- _REQUIREMENT_
Below is a listing to write out in full, exactly as given, without its pictures.
--------------------------------------------------
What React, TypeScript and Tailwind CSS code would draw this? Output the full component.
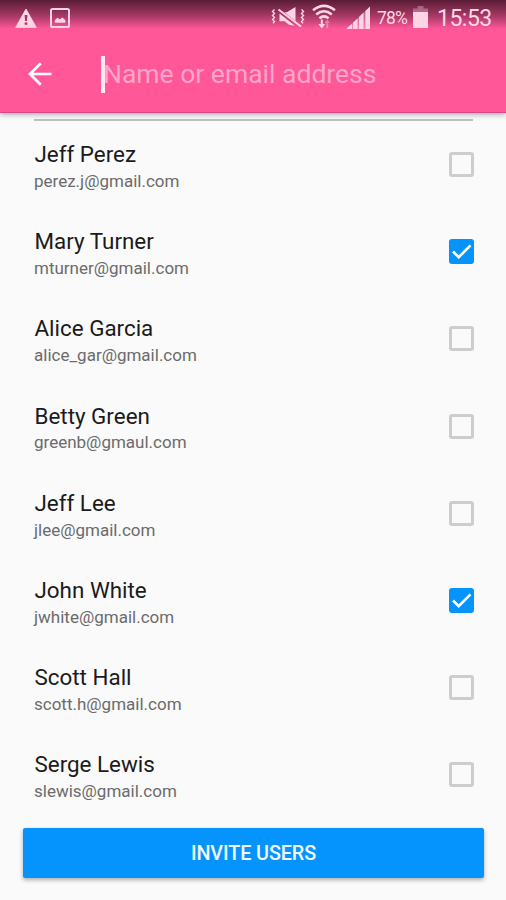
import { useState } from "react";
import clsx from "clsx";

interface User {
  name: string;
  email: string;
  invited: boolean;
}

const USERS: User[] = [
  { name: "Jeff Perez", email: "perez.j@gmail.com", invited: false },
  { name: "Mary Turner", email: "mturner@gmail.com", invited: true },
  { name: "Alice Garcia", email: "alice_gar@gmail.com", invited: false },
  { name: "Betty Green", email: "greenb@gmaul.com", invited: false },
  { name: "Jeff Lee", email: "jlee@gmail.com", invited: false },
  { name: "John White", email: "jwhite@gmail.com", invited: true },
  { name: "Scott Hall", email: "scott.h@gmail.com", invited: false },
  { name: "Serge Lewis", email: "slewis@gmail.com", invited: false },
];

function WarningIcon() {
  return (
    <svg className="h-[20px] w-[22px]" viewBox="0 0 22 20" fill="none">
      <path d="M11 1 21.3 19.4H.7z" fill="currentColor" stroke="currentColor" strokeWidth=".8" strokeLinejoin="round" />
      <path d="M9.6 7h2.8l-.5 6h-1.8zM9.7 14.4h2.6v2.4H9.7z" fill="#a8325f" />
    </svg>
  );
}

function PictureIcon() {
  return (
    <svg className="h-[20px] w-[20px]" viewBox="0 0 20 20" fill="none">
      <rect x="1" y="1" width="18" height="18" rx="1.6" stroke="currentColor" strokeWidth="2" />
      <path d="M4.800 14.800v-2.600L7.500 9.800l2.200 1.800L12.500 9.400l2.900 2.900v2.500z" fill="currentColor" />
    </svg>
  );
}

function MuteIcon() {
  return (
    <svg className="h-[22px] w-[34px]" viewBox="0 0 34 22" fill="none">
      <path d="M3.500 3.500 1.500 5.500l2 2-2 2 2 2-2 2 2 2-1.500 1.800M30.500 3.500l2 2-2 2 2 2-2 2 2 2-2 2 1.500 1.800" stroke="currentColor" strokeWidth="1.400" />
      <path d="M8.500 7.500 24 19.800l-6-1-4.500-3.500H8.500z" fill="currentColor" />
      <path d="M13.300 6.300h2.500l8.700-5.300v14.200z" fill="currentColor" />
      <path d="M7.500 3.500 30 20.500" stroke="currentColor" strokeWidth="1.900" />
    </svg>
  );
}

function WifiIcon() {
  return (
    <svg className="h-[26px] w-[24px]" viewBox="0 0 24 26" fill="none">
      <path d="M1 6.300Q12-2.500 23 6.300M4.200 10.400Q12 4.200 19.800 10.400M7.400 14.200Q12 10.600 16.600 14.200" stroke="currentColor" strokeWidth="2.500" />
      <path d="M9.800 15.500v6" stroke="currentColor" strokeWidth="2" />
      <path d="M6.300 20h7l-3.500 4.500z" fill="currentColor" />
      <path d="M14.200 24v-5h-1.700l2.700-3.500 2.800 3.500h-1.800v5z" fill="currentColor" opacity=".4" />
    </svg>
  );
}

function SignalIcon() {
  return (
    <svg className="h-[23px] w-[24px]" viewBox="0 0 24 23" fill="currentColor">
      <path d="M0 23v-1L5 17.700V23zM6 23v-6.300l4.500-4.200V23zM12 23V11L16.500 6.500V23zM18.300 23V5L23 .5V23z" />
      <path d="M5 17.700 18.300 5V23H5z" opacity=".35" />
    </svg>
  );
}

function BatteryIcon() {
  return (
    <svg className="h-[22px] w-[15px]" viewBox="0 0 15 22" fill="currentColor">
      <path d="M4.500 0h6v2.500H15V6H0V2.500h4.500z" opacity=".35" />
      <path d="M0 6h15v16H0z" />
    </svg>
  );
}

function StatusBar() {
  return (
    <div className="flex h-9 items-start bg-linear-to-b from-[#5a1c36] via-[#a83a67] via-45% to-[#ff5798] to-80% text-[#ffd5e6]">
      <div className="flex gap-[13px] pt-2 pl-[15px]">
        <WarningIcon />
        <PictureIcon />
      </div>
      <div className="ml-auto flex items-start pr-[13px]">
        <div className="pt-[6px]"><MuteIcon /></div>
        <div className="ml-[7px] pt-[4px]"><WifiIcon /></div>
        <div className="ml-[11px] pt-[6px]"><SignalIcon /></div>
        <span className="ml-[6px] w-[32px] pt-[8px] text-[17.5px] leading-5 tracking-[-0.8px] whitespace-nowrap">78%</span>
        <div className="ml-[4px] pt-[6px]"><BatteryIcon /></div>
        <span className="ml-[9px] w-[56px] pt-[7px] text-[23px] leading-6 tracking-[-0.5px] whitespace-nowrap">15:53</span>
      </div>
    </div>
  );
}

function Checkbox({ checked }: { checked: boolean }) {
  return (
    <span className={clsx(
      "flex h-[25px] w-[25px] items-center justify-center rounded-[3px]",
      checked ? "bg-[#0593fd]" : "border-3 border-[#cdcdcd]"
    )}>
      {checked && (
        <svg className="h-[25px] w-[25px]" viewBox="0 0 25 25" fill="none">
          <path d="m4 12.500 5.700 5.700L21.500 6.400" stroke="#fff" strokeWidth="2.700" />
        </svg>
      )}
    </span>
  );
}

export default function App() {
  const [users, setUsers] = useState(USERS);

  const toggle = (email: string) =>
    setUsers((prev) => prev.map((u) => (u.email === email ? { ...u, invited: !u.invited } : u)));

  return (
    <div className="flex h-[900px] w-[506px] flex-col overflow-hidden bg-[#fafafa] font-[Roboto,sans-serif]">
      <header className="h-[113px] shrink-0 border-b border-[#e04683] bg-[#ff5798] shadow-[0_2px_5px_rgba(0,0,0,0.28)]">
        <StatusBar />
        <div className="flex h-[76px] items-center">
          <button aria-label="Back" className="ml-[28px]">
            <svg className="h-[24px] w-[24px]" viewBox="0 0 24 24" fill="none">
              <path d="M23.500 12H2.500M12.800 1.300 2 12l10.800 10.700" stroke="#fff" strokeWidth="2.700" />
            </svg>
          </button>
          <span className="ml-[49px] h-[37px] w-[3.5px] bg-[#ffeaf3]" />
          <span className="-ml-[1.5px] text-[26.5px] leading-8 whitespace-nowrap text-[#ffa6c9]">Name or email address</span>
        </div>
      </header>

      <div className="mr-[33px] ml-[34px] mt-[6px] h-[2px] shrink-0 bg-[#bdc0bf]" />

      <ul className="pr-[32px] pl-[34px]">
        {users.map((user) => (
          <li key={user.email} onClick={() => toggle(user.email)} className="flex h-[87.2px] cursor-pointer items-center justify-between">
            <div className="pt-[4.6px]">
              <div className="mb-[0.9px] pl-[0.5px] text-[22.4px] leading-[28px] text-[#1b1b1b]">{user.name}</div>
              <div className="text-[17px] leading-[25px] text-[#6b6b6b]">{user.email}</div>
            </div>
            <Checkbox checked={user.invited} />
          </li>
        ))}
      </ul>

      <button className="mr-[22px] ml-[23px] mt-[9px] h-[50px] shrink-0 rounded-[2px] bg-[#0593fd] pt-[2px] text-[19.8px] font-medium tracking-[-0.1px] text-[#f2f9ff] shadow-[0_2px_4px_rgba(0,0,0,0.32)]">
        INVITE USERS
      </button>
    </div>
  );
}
--------------------------------------------------
- _CORRECT RESULT_
What React, TypeScript and Tailwind CSS code would draw this? Output the full component.
import { useState } from "react";
import clsx from "clsx";

interface User {
  name: string;
  email: string;
  invited: boolean;
}

const USERS: User[] = [
  { name: "Jeff Perez", email: "perez.j@gmail.com", invited: false },
  { name: "Mary Turner", email: "mturner@gmail.com", invited: true },
  { name: "Alice Garcia", email: "alice_gar@gmail.com", invited: false },
  { name: "Betty Green", email: "greenb@gmaul.com", invited: false },
  { name: "Jeff Lee", email: "jlee@gmail.com", invited: false },
  { name: "John White", email: "jwhite@gmail.com", invited: true },
  { name: "Scott Hall", email: "scott.h@gmail.com", invited: false },
  { name: "Serge Lewis", email: "slewis@gmail.com", invited: false },
];

function WarningIcon() {
  return (
    <svg className="h-[20px] w-[22px]" viewBox="0 0 22 20" fill="none">
      <path d="M11 1 21.3 19.4H.7z" fill="currentColor" stroke="currentColor" strokeWidth=".8" strokeLinejoin="round" />
      <path d="M9.6 7h2.8l-.5 6h-1.8zM9.7 14.4h2.6v2.4H9.7z" fill="#a8325f" />
    </svg>
  );
}

function PictureIcon() {
  return (
    <svg className="h-[20px] w-[20px]" viewBox="0 0 20 20" fill="none">
      <rect x="1" y="1" width="18" height="18" rx="1.6" stroke="currentColor" strokeWidth="2" />
      <path d="M4.800 14.800v-2.600L7.500 9.800l2.200 1.800L12.500 9.400l2.900 2.900v2.500z" fill="currentColor" />
    </svg>
  );
}

function MuteIcon() {
  return (
    <svg className="h-[22px] w-[34px]" viewBox="0 0 34 22" fill="none">
      <path d="M3.500 3.500 1.500 5.500l2 2-2 2 2 2-2 2 2 2-1.500 1.800M30.500 3.500l2 2-2 2 2 2-2 2 2 2-2 2 1.500 1.800" stroke="currentColor" strokeWidth="1.400" />
      <path d="M8.500 7.500 24 19.800l-6-1-4.500-3.500H8.500z" fill="currentColor" />
      <path d="M13.300 6.300h2.500l8.700-5.300v14.200z" fill="currentColor" />
      <path d="M7.500 3.500 30 20.500" stroke="currentColor" strokeWidth="1.900" />
    </svg>
  );
}

function WifiIcon() {
  return (
    <svg className="h-[26px] w-[24px]" viewBox="0 0 24 26" fill="none">
      <path d="M1 6.300Q12-2.500 23 6.300M4.200 10.400Q12 4.200 19.800 10.400M7.400 14.200Q12 10.600 16.600 14.200" stroke="currentColor" strokeWidth="2.500" />
      <path d="M9.800 15.500v6" stroke="currentColor" strokeWidth="2" />
      <path d="M6.300 20h7l-3.500 4.500z" fill="currentColor" />
      <path d="M14.200 24v-5h-1.700l2.700-3.500 2.800 3.500h-1.800v5z" fill="currentColor" opacity=".4" />
    </svg>
  );
}

function SignalIcon() {
  return (
    <svg className="h-[23px] w-[24px]" viewBox="0 0 24 23" fill="currentColor">
      <path d="M0 23v-1L5 17.700V23zM6 23v-6.300l4.500-4.200V23zM12 23V11L16.500 6.500V23zM18.300 23V5L23 .5V23z" />
      <path d="M5 17.700 18.300 5V23H5z" opacity=".35" />
    </svg>
  );
}

function BatteryIcon() {
  return (
    <svg className="h-[22px] w-[15px]" viewBox="0 0 15 22" fill="currentColor">
      <path d="M4.500 0h6v2.500H15V6H0V2.500h4.500z" opacity=".35" />
      <path d="M0 6h15v16H0z" />
    </svg>
  );
}

function StatusBar() {
  return (
    <div className="flex h-9 items-start bg-linear-to-b from-[#5a1c36] via-[#a83a67] via-45% to-[#ff5798] to-80% text-[#ffd5e6]">
      <div className="flex gap-[13px] pt-2 pl-[15px]">
        <WarningIcon />
        <PictureIcon />
      </div>
      <div className="ml-auto flex items-start pr-[13px]">
        <div className="pt-[6px]"><MuteIcon /></div>
        <div className="ml-[7px] pt-[4px]"><WifiIcon /></div>
        <div className="ml-[11px] pt-[6px]"><SignalIcon /></div>
        <span className="ml-[6px] w-[32px] pt-[8px] text-[17.5px] leading-5 tracking-[-0.8px] whitespace-nowrap">78%</span>
        <div className="ml-[4px] pt-[6px]"><BatteryIcon /></div>
        <span className="ml-[9px] w-[56px] pt-[7px] text-[23px] leading-6 tracking-[-0.5px] whitespace-nowrap">15:53</span>
      </div>
    </div>
  );
}

function Checkbox({ checked }: { checked: boolean }) {
  return (
    <span className={clsx(
      "flex h-[25px] w-[25px] items-center justify-center rounded-[3px]",
      checked ? "bg-[#0593fd]" : "border-3 border-[#cdcdcd]"
    )}>
      {checked && (
        <svg className="h-[25px] w-[25px]" viewBox="0 0 25 25" fill="none">
          <path d="m4 12.500 5.700 5.700L21.500 6.400" stroke="#fff" strokeWidth="2.700" />
        </svg>
      )}
    </span>
  );
}

export default function App() {
  const [users, setUsers] = useState(USERS);

  const toggle = (email: string) =>
    setUsers((prev) => prev.map((u) => (u.email === email ? { ...u, invited: !u.invited } : u)));

  return (
    <div className="flex h-[900px] w-[506px] flex-col overflow-hidden bg-[#fafafa] font-[Roboto,sans-serif]">
      <header className="h-[113px] shrink-0 border-b border-[#e04683] bg-[#ff5798] shadow-[0_2px_5px_rgba(0,0,0,0.28)]">
        <StatusBar />
        <div className="flex h-[76px] items-center">
          <button aria-label="Back" className="ml-[28px]">
            <svg className="h-[24px] w-[24px]" viewBox="0 0 24 24" fill="none">
              <path d="M23.500 12H2.500M12.800 1.300 2 12l10.800 10.700" stroke="#fff" strokeWidth="2.700" />
            </svg>
          </button>
          <span className="ml-[49px] h-[37px] w-[3.5px] bg-[#ffeaf3]" />
          <span className="-ml-[1.5px] text-[26.5px] leading-8 whitespace-nowrap text-[#ffa6c9]">Name or email address</span>
        </div>
      </header>

      <div className="mr-[33px] ml-[34px] mt-[6px] h-[2px] shrink-0 bg-[#bdc0bf]" />

      <ul className="pr-[32px] pl-[34px]">
        {users.map((user) => (
          <li key={user.email} onClick={() => toggle(user.email)} className="flex h-[87.2px] cursor-pointer items-center justify-between">
            <div className="pt-[4.6px]">
              <div className="mb-[0.9px] pl-[0.5px] text-[22.4px] leading-[28px] text-[#1b1b1b]">{user.name}</div>
              <div className="text-[17px] leading-[25px] text-[#6b6b6b]">{user.email}</div>
            </div>
            <Checkbox checked={user.invited} />
          </li>
        ))}
      </ul>

      <button className="mr-[22px] ml-[23px] mt-[9px] h-[50px] shrink-0 rounded-[2px] bg-[#0593fd] pt-[2px] text-[19.8px] font-medium tracking-[-0.1px] text-[#f2f9ff] shadow-[0_2px_4px_rgba(0,0,0,0.32)]">
        INVITE USERS
      </button>
    </div>
  );
}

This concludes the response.